Brent was profoundly lonely. He had no one to hang out with. Things got worse after his father died, leaving him everything. It reminds me of the lottery curse you hear about when people win the lottery and wind up with a ton of money that ends up ruining their lives.
He couldn’t get a girlfriend. Brent was woefully inadequate at charming the ladies. As I sat there collecting my pay, talking about life, the universe, and everything in it, he lamented failed relationship after failed relationship.
He told me he went above and beyond for the women he would take out on dates, but nothing seemed to work out. He’d pick them up in a car worth hundreds of thousands of dollars and would wine and dine them at fancy restaurants that cost hundreds of dollars per plate.
My first thought, a thought I kept to myself, was, “Don’t you think that might be intimidating for someone of are more humble background.” I let him talk.
When he did get a call back from one of the women he’d taken out, she’d hang out for a few weeks, maybe a couple of months, before she’d break it off.
“I just don’t understand it. I put so much effort into these women, and I sense they only want to hang out with me for my money.”
We had a few of these sessions before I finally just told him the truth:
Look, man, you’re a really nice guy. But I think you’re going about this all wrong. Showing up to such fancy dates like that puts a lot of pressure on people. And consider this: what message do you think you’re sending out when you pick someone up in a super fancy car and treat them to obscenely expensive food? You’re communicating that what you have to offer is money. You aren’t trying to win them over with anything else. How else should they respond?
That stopped him dead in his tracks.
It was a lightbulb moment. That whole time he’d just assumed that relationships were uncomplicated, you show people what you own, and they’ll swoon over you from that point forward. But relationships are complicated, and people don’t work that way.
I’ve learned that people care much more about how you make them feel than what you can buy.
I hope he eventually learned there are other ways to communicate with people and ways to show them who you are. In dating and relationships, people aren't concerned with the stuff you have so much as who you are.
Even if you’re filthy rich and dating the most shallow person on earth, it doesn’t change the fact that you'll be insufferable if you have no personality or are miserable.
Today, things are going awry in the world of dating.

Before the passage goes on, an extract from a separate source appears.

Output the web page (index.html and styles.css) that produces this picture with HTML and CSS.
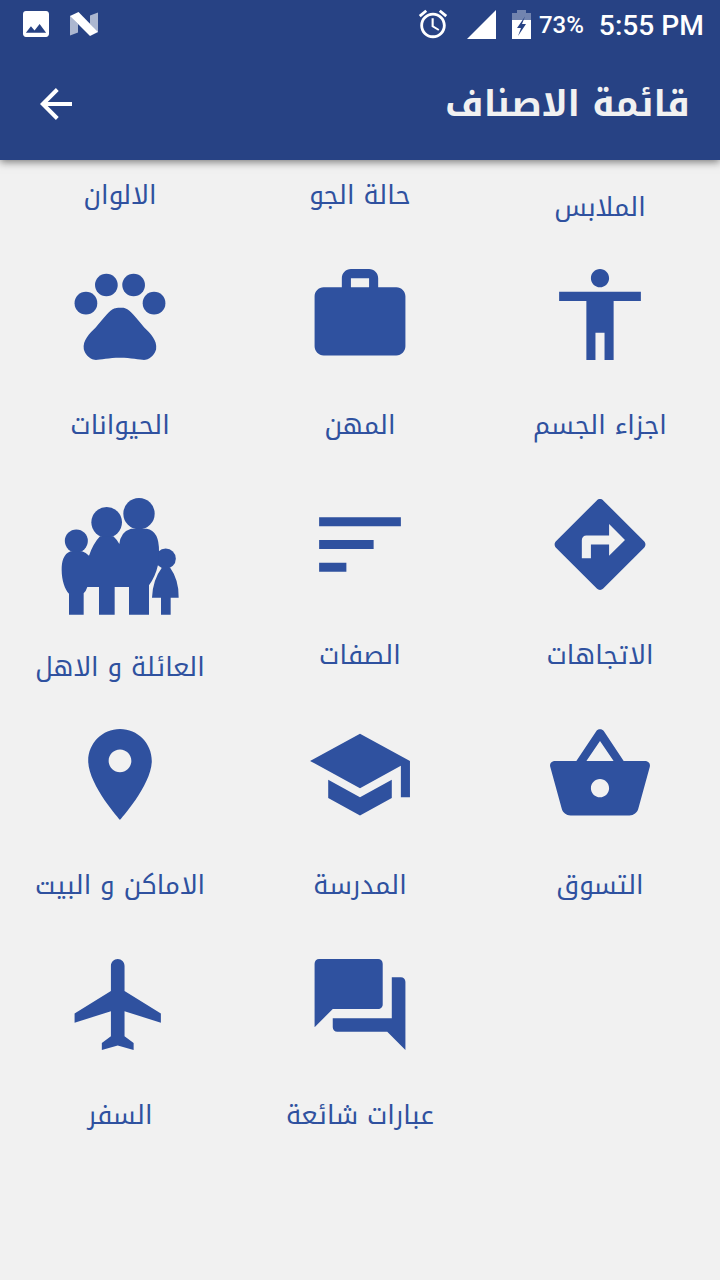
FILE: index.html
```html
<!DOCTYPE html>
<html lang="ar" dir="rtl">
<head>
    <meta charset="UTF-8">
    <meta name="viewport" content="width=device-width, initial-scale=1.0">
    <title>قائمة الاصناف</title>
    <link rel="stylesheet" href="styles.css">
</head>
<body>
    <header class="header">
        <div class="status-bar" dir="ltr">
            <div class="status-left">
                <svg class="photo-icon" viewBox="3 3 18 18"><path d="M21 19V5c0-1.100-.9-2-2-2H5c-1.100 0-2 .9-2 2v14c0 1.100.9 2 2 2h14c1.100 0 2-.9 2-2zM8.500 13.500l2.500 3.010L14.500 12l4.500 6H5l3.500-4.500z"/></svg>
                <svg class="n-icon" viewBox="0 0 28 24"><path opacity=".62" d="M0 3.500L8 12v8.500L0 23.500zM20 3.500L28 0.500v20L20 12z"/><path d="M0 4L8.500 0 28 20 20 24z"/></svg>
            </div>
            <div class="status-right">
                <svg class="alarm-icon" viewBox="0 0 24 24"><path d="M22 5.720l-4.600-3.860-1.290 1.530 4.600 3.860L22 5.720zM7.880 3.390L6.600 1.860 2 5.710l1.290 1.530 4.590-3.850zM12.500 8H11v6l4.750 2.850.75-1.230-4-2.370V8zM12 4c-4.970 0-9 4.030-9 9s4.020 9 9 9c4.970 0 9-4.030 9-9s-4.030-9-9-9zm0 16c-3.870 0-7-3.130-7-7s3.130-7 7-7 7 3.130 7 7-3.130 7-7 7z"/></svg>
                <svg class="signal-icon" viewBox="0 0 29 29"><path d="M29 0v29H0z"/></svg>
                <svg class="battery-icon" viewBox="0 0 19 29"><path opacity=".35" d="M5 0h9v3h5v7H0V3h5z"/><path d="M0 10h19v19H0z"/><path class="bolt" d="M13 6.500L5 18h4L6 26 14 14h-4z"/></svg>
                <span class="battery-level">73%</span>
                <span class="clock">5:55 PM</span>
            </div>
        </div>
        <div class="toolbar">
            <h1 class="title">قائمة الاصناف</h1>
            <svg class="back-icon" viewBox="0 0 32 32"><path d="M32 16H3M17.300 1.500L2.800 16l14.500 14.500"/></svg>
        </div>
    </header>

    <main class="categories">
        <!-- Top row, icons scrolled out of view -->
        <div class="category cut low"><span class="label">الملابس</span></div>
        <div class="category cut"><span class="label">حالة الجو</span></div>
        <div class="category cut"><span class="label">الالوان</span></div>

        <div class="category">
            <svg class="icon" viewBox="0 0 24 24"><path d="M12 2c1.100 0 2 .9 2 2s-.9 2-2 2-2-.9-2-2 .9-2 2-2zm9 7h-6v13h-2v-6h-2v6H9V9H3V7h18v2z"/></svg>
            <span class="label">اجزاء الجسم</span>
        </div>
        <div class="category">
            <svg class="icon" viewBox="0 0 24 24"><path fill-rule="evenodd" d="M20 6h-4V4c0-1.110-.89-2-2-2h-4c-1.110 0-2 .89-2 2v2H4c-1.110 0-2 .89-2 2v11c0 1.110.89 2 2 2h16c1.110 0 2-.89 2-2V8c0-1.110-.89-2-2-2zm-6 0h-4V4h4v2z"/></svg>
            <span class="label">المهن</span>
        </div>
        <div class="category">
            <svg class="icon" viewBox="0 0 24 24"><circle cx="4.500" cy="9.500" r="2.500"/><circle cx="9" cy="5.500" r="2.500"/><circle cx="15" cy="5.500" r="2.500"/><circle cx="19.500" cy="9.500" r="2.500"/><path d="M17.340 14.860c-.87-1.020-1.600-1.890-2.480-2.910-.46-.54-1.050-1.080-1.750-1.320-.11-.04-.22-.07-.33-.09-.25-.04-.52-.04-.78-.04s-.53 0-.79.05c-.11.020-.22.050-.33.090-.7.240-1.280.780-1.750 1.320-.87 1.020-1.600 1.890-2.480 2.910-1.310 1.310-2.920 2.760-2.620 4.790.29 1.020 1.020 2.030 2.330 2.320.73.150 3.060-.44 5.540-.44h.18c2.480 0 4.810.58 5.540.44 1.310-.29 2.040-1.310 2.330-2.320.31-2.040-1.300-3.490-2.610-4.800z"/></svg>
            <span class="label">الحيوانات</span>
        </div>

        <div class="category">
            <svg class="icon" viewBox="0 0 24 24"><path fill-rule="evenodd" d="M21.710 11.290l-9-9c-.39-.39-1.020-.39-1.410 0l-9 9c-.39.39-.39 1.020 0 1.410l9 9c.39.39 1.020.39 1.410 0l9-9c.39-.38.39-1.010 0-1.410zM14 14.500V12h-4v3H8v-4c0-.55.45-1 1-1h5V7.500l3.500 3.500-3.500 3.500z"/></svg>
            <span class="label">الاتجاهات</span>
        </div>
        <div class="category">
            <svg class="icon" viewBox="0 0 24 24"><path d="M3 18h6v-2H3v2zM3 6v2h18V6H3zm0 7h12v-2H3v2z"/></svg>
            <span class="label">الصفات</span>
        </div>
        <div class="category">
            <svg class="icon family" viewBox="168 30 384 384">
                <circle cx="229" cy="183" r="34.500"/>
                <circle cx="320" cy="127" r="46"/>
                <circle cx="417" cy="101" r="47"/>
                <circle cx="497" cy="236" r="30.500"/>
                <path d="M212 214C190 222 185 245 185 270C185 300 195 330 207 341V404H251V340Q258 334 262 321H297V404H344V321H387V404H447V316Q466 290 474 255L477 215Q478 152 440 146H393Q362 155 358 192Q350 178 340 169H300Q280 190 267 227Q258 218 246 214Z"/>
                <path d="M485 264H511Q537 300 536 353H512V404H483V353H456Q458 300 485 264Z"/>
            </svg>
            <span class="label">العائلة و الاهل</span>
        </div>

        <div class="category">
            <svg class="icon" viewBox="0 0 24 24"><path fill-rule="evenodd" d="M17.210 9l-4.380-6.560c-.19-.28-.51-.42-.83-.42-.32 0-.64.14-.83.430L6.790 9H2c-.55 0-1 .45-1 1 0 .09.010.18.040.27l2.540 9.270c.23.84 1 1.460 1.920 1.460h13c.92 0 1.690-.62 1.930-1.460l2.540-9.270L23 10c0-.55-.45-1-1-1h-4.790zM9 9l3-4.400L15 9H9zm3 8c-1.100 0-2-.9-2-2s.9-2 2-2 2 .9 2 2-.9 2-2 2z"/></svg>
            <span class="label">التسوق</span>
        </div>
        <div class="category">
            <svg class="icon" viewBox="0 0 24 24"><path d="M5 13.180v4L12 21l7-3.820v-4L12 17l-7-3.820zM12 3L1 9l11 6 9-4.910V17h2V9L12 3z"/></svg>
            <span class="label">المدرسة</span>
        </div>
        <div class="category">
            <svg class="icon" viewBox="0 0 24 24"><path fill-rule="evenodd" d="M12 2C8.130 2 5 5.130 5 9c0 5.250 7 13 7 13s7-7.750 7-13c0-3.870-3.130-7-7-7zm0 9.500c-1.380 0-2.500-1.120-2.500-2.500s1.120-2.500 2.500-2.500 2.500 1.120 2.500 2.500-1.120 2.500-2.500 2.500z"/></svg>
            <span class="label">الاماكن و البيت</span>
        </div>

        <div class="category last-row">
            <svg class="icon" viewBox="0 0 24 24"><path d="M21 6h-2v9H6v2c0 .55.45 1 1 1h11l4 4V7c0-.55-.45-1-1-1zm-4 6V3c0-.55-.45-1-1-1H3c-.55 0-1 .45-1 1v14l4-4h10c.55 0 1-.45 1-1z"/></svg>
            <span class="label">عبارات شائعة</span>
        </div>
        <div class="category">
            <svg class="icon" viewBox="0 0 24 24"><path d="M21 16v-2l-8-5V3.500c0-.83-.67-1.500-1.500-1.500S10 2.670 10 3.500V9l-8 5v2l8-2.500V19l-2 1.500V22l3.500-1 3.500 1v-1.500L13 19v-5.500l8 2.500z"/></svg>
            <span class="label">السفر</span>
        </div>
    </main>
</body>
</html>
```
FILE: styles.css
```css
* {
    box-sizing: border-box;
}

body {
    margin: 0;
    height: 1280px;
    overflow: hidden;
    background-color: #f1f1f1;
    font-family: "Noto Kufi Arabic", "Noto Sans Arabic", "Noto Sans", "DejaVu Sans", sans-serif;
}

svg {
    display: block;
    flex-shrink: 0;
}

.header {
    height: 160px;
    background-color: #274284;
    box-shadow: 0 2px 8px rgba(0, 0, 0, 0.5);
}

.status-bar {
    display: flex;
    justify-content: space-between;
    height: 48px;
    padding: 0 16px 0 23px;
    color: #fff;
    font-family: Roboto, sans-serif;
    font-weight: 500;
}

.status-bar svg {
    fill: #fff;
}

.status-left,
.status-right {
    display: flex;
    align-items: center;
}

.photo-icon {
    width: 26px;
    height: 26px;
    margin-right: 21px;
}

.n-icon {
    width: 28px;
    height: 24px;
}

.alarm-icon {
    width: 34px;
    height: 34px;
    margin-right: 17px;
}

.signal-icon {
    width: 29px;
    height: 29px;
    margin-right: 16px;
}

.battery-icon {
    width: 19px;
    height: 29px;
    margin-right: 8px;
}

.status-bar .bolt {
    fill: #274284;
}

.battery-level {
    padding-top: 2px;
    font-size: 24px;
    margin-right: 15px;
}

.clock {
    padding-top: 3px;
    font-size: 28.2px;
}

.toolbar {
    display: flex;
    justify-content: space-between;
    align-items: center;
    height: 112px;
    padding: 0 30px 0 40px;
}

.title {
    margin: 0;
    color: #f1f1f1;
    font-size: 35.9px;
    font-weight: bold;
    line-height: 60px;
}

.back-icon {
    width: 32px;
    height: 32px;
    fill: none;
    stroke: #fff;
    stroke-width: 4;
}

.categories {
    display: grid;
    grid-template-columns: repeat(3, 240px);
    grid-template-rows: 100px repeat(4, 230px);
}

.category {
    display: flex;
    flex-direction: column;
    align-items: center;
}

.category.cut {
    padding-top: 16px;
}

.category.low {
    padding-top: 28px;
}

.icon {
    width: 110px;
    height: 109px;
    margin-bottom: 37px;
    fill: #2f519f;
}

.family {
    width: 128px;
    height: 128px;
    margin-bottom: 30px;
}

.label {
    color: #2f519f;
    font-size: 26.1px;
    line-height: 40px;
    white-space: nowrap;
}

.last-row {
    grid-column: 2;
}
```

Men all over are struggling. I see them repeatedly making the same mistake as Brent. The messages they’re sending out are neither what women want nor what they want women to want.
They want others to be attracted to them. But somewhere along the lines, we have gotten lost while swimming in the abyss of our consumer culture. We assume that attractiveness, pleasantness, and other traits that magnetize people can be bought off a shelf.
It makes sense that we’d reach this conclusion. When we have a problem in American life, we usually buy something or hire someone to take care of it. Brent was doing precisely that when he hired me to assuage his loneliness for $40 an hour.
But the intangible traits people find magical aren’t things that can be bought. They must be earned through effort, exploration, curiosity, and learning.
What’s worse is today, there’s an abundance of dating “gurus” online who all give awful advice. I was reading literature from a male dating coach the other day who told his followers:
You must assume attraction from all women until proven otherwise. And by “proven otherwise,” I mean until she literally walks away or flat out tells you she isn’t interested.
Yikes. No wonder men are having so many difficulties in their romantic lives. That’s a recipe for sexual assault if I ever heard one.
Unfortunately, there are so many unhealthy messages out there telling men they aren't lovable if they aren’t ripped like Arnold Schwarzenegger in his prime or loaded like Jeff Bezos. So many people have come to believe that if they don’t have what our consumer culture has told us must be desirable, they won’t be desirable.
This is a lie.
But there is good news. And the good news is that almost everything people love in others costs nothing. A personality is free.
Charisma won’t cost you a dime.
One great place to start is being more present in your current relationshipswith friends, family, and acquaintances. Learn how to really listen. Learn how to be fun and friendly in all of your encounters.
Try every day to become better with each passing day. Aim to become someone who makes people feel incredible inside.
Trust me, people care much more about how you make them feel than what you own.